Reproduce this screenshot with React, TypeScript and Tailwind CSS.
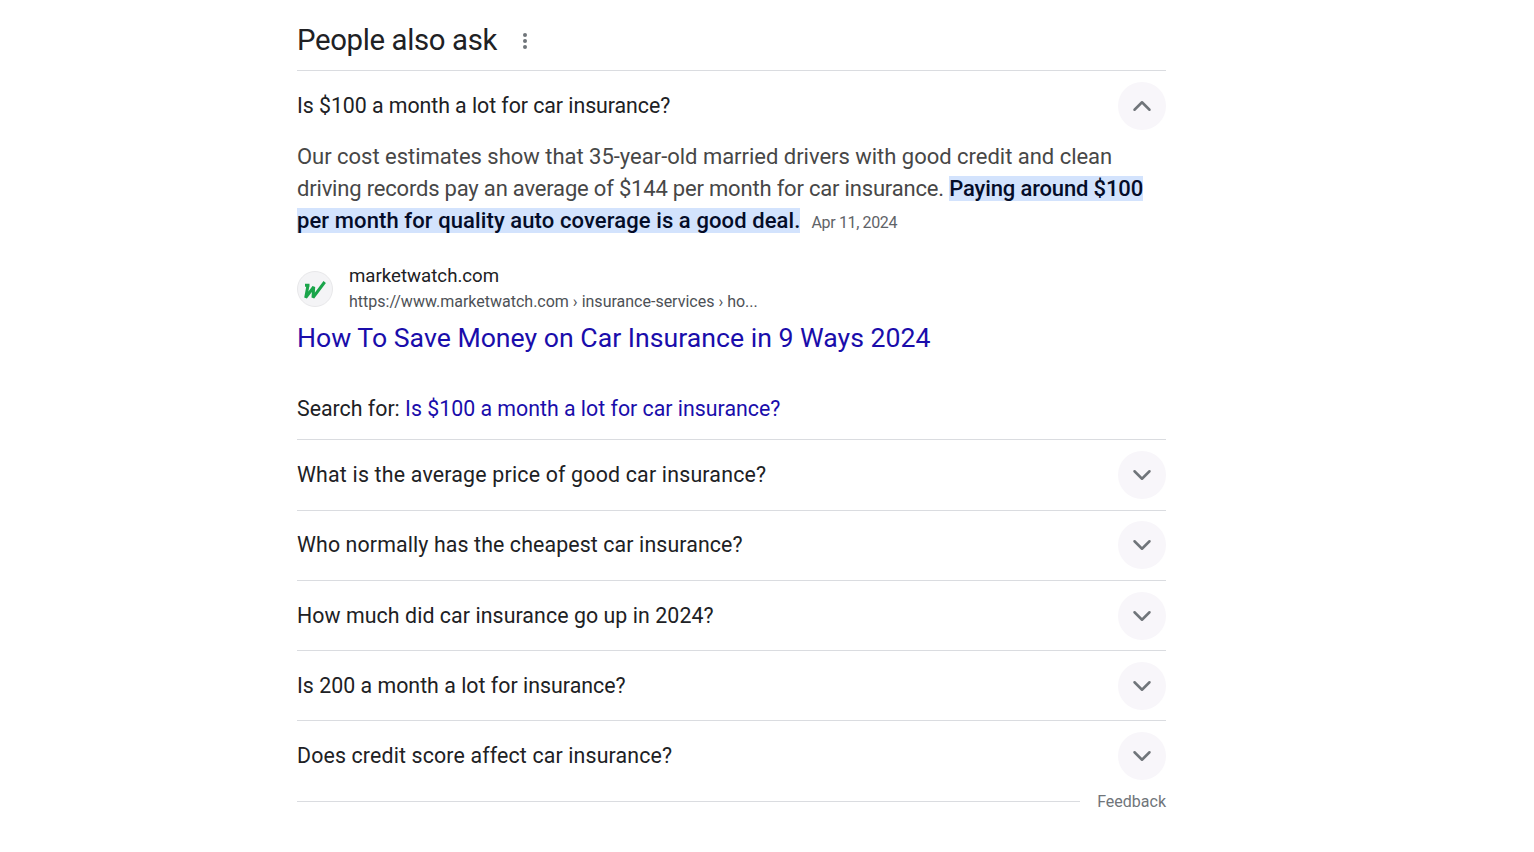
import React from 'react';
import { ChevronDown, ChevronUp } from 'lucide-react';

const questions = [
  { text: 'What is the average price of good car insurance?', track: 'tracking-[0.2px]' },
  { text: 'Who normally has the cheapest car insurance?', track: 'tracking-[0.12px]' },
  { text: 'How much did car insurance go up in 2024?', track: 'tracking-[0.075px]' },
  { text: 'Is 200 a month a lot for insurance?', track: 'tracking-[0.02px]' },
  { text: 'Does credit score affect car insurance?', track: 'tracking-[0.15px]' },
];

const Toggle = ({ open }: { open?: boolean }) => (
  <div className="flex h-[48px] w-[48px] shrink-0 items-center justify-center rounded-full bg-[#f8f6fa] text-[#70757a]">
    {open ? <ChevronUp size={30} strokeWidth={2} /> : <ChevronDown size={30} strokeWidth={2} />}
  </div>
);

const Question = ({ text, track, open }: { text: string; track: string; open?: boolean }) => (
  <div className="flex h-[69.3px] items-center justify-between">
    <span className={`text-[21.33px] text-[#202124] ${track}`}>{text}</span>
    <Toggle open={open} />
  </div>
);

export default function App() {
  return (
    <div className="min-h-[852px] bg-white font-['Roboto',sans-serif]">
      <div className="ml-[297px] w-[869px]">
        <div className="flex h-[70px] items-center gap-[26px] pt-[12px]">
          <h2 className="text-[29.33px] font-normal tracking-[-0.35px] text-[#202124]">People also ask</h2>
          <div className="flex flex-col gap-[2px]">
            <span className="h-[4px] w-[4px] rounded-full bg-[#70757a]" />
            <span className="h-[4px] w-[4px] rounded-full bg-[#70757a]" />
            <span className="h-[4px] w-[4px] rounded-full bg-[#70757a]" />
          </div>
        </div>

        <div className="border-t border-[#dadce0]">
          <Question text="Is $100 a month a lot for car insurance?" track="tracking-[-0.05px]" open />
          <p className="mt-[1px] text-[22px] leading-[32px] text-[#474747]">
            <span className="tracking-[-0.02px]">Our cost estimates show that 35-year-old married drivers with good credit and clean </span>
            <span className="tracking-[-0.19px]">driving records pay an average of $144 per month for car insurance.</span>{' '}
            <span className="bg-[#d3e3fd] font-medium text-[#040c28]">
              <span className="tracking-[-0.15px]">Paying around $100 </span>
              <span className="tracking-[0.1px]">per month for quality auto coverage is a good deal.</span>
            </span>
            <span className="ml-[11px] text-[16px] tracking-[-0.35px] text-[#5f6368]">Apr 11, 2024</span>
          </p>

          <div className="mt-[24px] flex items-center gap-[16px]">
            <div className="flex h-[36px] w-[36px] items-center justify-center rounded-full border border-[#e8e8ea] bg-[#f4f4f6]">
              <svg width="26" height="20" viewBox="0 0 26 20" fill="none">
                <path d="M3 6.3 H7.5 M6 6.3 L3.7 18.7 L11.7 8 L11 18.7 L22.7 3" stroke="#1aa54a" strokeWidth="3" strokeLinejoin="bevel" />
              </svg>
            </div>
            <div>
              <div className="text-[18.67px] leading-[26px] text-[#202124]">marketwatch.com</div>
              <div className="mt-[1px] text-[16px] leading-[24px] text-[#4d5156]">https://www.marketwatch.com › insurance-services › ho...</div>
            </div>
          </div>

          <a className="mt-[6px] block text-[26.67px] leading-[36px] text-[#1a0dab]">How To Save Money on Car Insurance in 9 Ways 2024</a>

          <div className="mt-[37px] pb-[14px] text-[21.33px] leading-[32px] text-[#202124]">
            Search for: <a className="text-[#1a0dab]">Is $100 a month a lot for car insurance?</a>
          </div>
        </div>

        {questions.map((q) => (
          <div key={q.text} className="border-t border-[#dadce0]">
            <Question text={q.text} track={q.track} />
          </div>
        ))}

        <div className="flex items-start gap-[17px]">
          <div className="mt-[10px] h-px flex-1 bg-[#dadce0]" />
          <span className="mt-[1px] text-[16px] leading-[20px] text-[#70757a]">Feedback</span>
        </div>
      </div>
    </div>
  );
}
^^^^^^^^
DO THIS => Repeat the listing in full and exactly. Do not include any images.

CORRECT OUTPUT =>
Reproduce this screenshot with React, TypeScript and Tailwind CSS.
import React from 'react';
import { ChevronDown, ChevronUp } from 'lucide-react';

const questions = [
  { text: 'What is the average price of good car insurance?', track: 'tracking-[0.2px]' },
  { text: 'Who normally has the cheapest car insurance?', track: 'tracking-[0.12px]' },
  { text: 'How much did car insurance go up in 2024?', track: 'tracking-[0.075px]' },
  { text: 'Is 200 a month a lot for insurance?', track: 'tracking-[0.02px]' },
  { text: 'Does credit score affect car insurance?', track: 'tracking-[0.15px]' },
];

const Toggle = ({ open }: { open?: boolean }) => (
  <div className="flex h-[48px] w-[48px] shrink-0 items-center justify-center rounded-full bg-[#f8f6fa] text-[#70757a]">
    {open ? <ChevronUp size={30} strokeWidth={2} /> : <ChevronDown size={30} strokeWidth={2} />}
  </div>
);

const Question = ({ text, track, open }: { text: string; track: string; open?: boolean }) => (
  <div className="flex h-[69.3px] items-center justify-between">
    <span className={`text-[21.33px] text-[#202124] ${track}`}>{text}</span>
    <Toggle open={open} />
  </div>
);

export default function App() {
  return (
    <div className="min-h-[852px] bg-white font-['Roboto',sans-serif]">
      <div className="ml-[297px] w-[869px]">
        <div className="flex h-[70px] items-center gap-[26px] pt-[12px]">
          <h2 className="text-[29.33px] font-normal tracking-[-0.35px] text-[#202124]">People also ask</h2>
          <div className="flex flex-col gap-[2px]">
            <span className="h-[4px] w-[4px] rounded-full bg-[#70757a]" />
            <span className="h-[4px] w-[4px] rounded-full bg-[#70757a]" />
            <span className="h-[4px] w-[4px] rounded-full bg-[#70757a]" />
          </div>
        </div>

        <div className="border-t border-[#dadce0]">
          <Question text="Is $100 a month a lot for car insurance?" track="tracking-[-0.05px]" open />
          <p className="mt-[1px] text-[22px] leading-[32px] text-[#474747]">
            <span className="tracking-[-0.02px]">Our cost estimates show that 35-year-old married drivers with good credit and clean </span>
            <span className="tracking-[-0.19px]">driving records pay an average of $144 per month for car insurance.</span>{' '}
            <span className="bg-[#d3e3fd] font-medium text-[#040c28]">
              <span className="tracking-[-0.15px]">Paying around $100 </span>
              <span className="tracking-[0.1px]">per month for quality auto coverage is a good deal.</span>
            </span>
            <span className="ml-[11px] text-[16px] tracking-[-0.35px] text-[#5f6368]">Apr 11, 2024</span>
          </p>

          <div className="mt-[24px] flex items-center gap-[16px]">
            <div className="flex h-[36px] w-[36px] items-center justify-center rounded-full border border-[#e8e8ea] bg-[#f4f4f6]">
              <svg width="26" height="20" viewBox="0 0 26 20" fill="none">
                <path d="M3 6.3 H7.5 M6 6.3 L3.7 18.7 L11.7 8 L11 18.7 L22.7 3" stroke="#1aa54a" strokeWidth="3" strokeLinejoin="bevel" />
              </svg>
            </div>
            <div>
              <div className="text-[18.67px] leading-[26px] text-[#202124]">marketwatch.com</div>
              <div className="mt-[1px] text-[16px] leading-[24px] text-[#4d5156]">https://www.marketwatch.com › insurance-services › ho...</div>
            </div>
          </div>

          <a className="mt-[6px] block text-[26.67px] leading-[36px] text-[#1a0dab]">How To Save Money on Car Insurance in 9 Ways 2024</a>

          <div className="mt-[37px] pb-[14px] text-[21.33px] leading-[32px] text-[#202124]">
            Search for: <a className="text-[#1a0dab]">Is $100 a month a lot for car insurance?</a>
          </div>
        </div>

        {questions.map((q) => (
          <div key={q.text} className="border-t border-[#dadce0]">
            <Question text={q.text} track={q.track} />
          </div>
        ))}

        <div className="flex items-start gap-[17px]">
          <div className="mt-[10px] h-px flex-1 bg-[#dadce0]" />
          <span className="mt-[1px] text-[16px] leading-[20px] text-[#70757a]">Feedback</span>
        </div>
      </div>
    </div>
  );
}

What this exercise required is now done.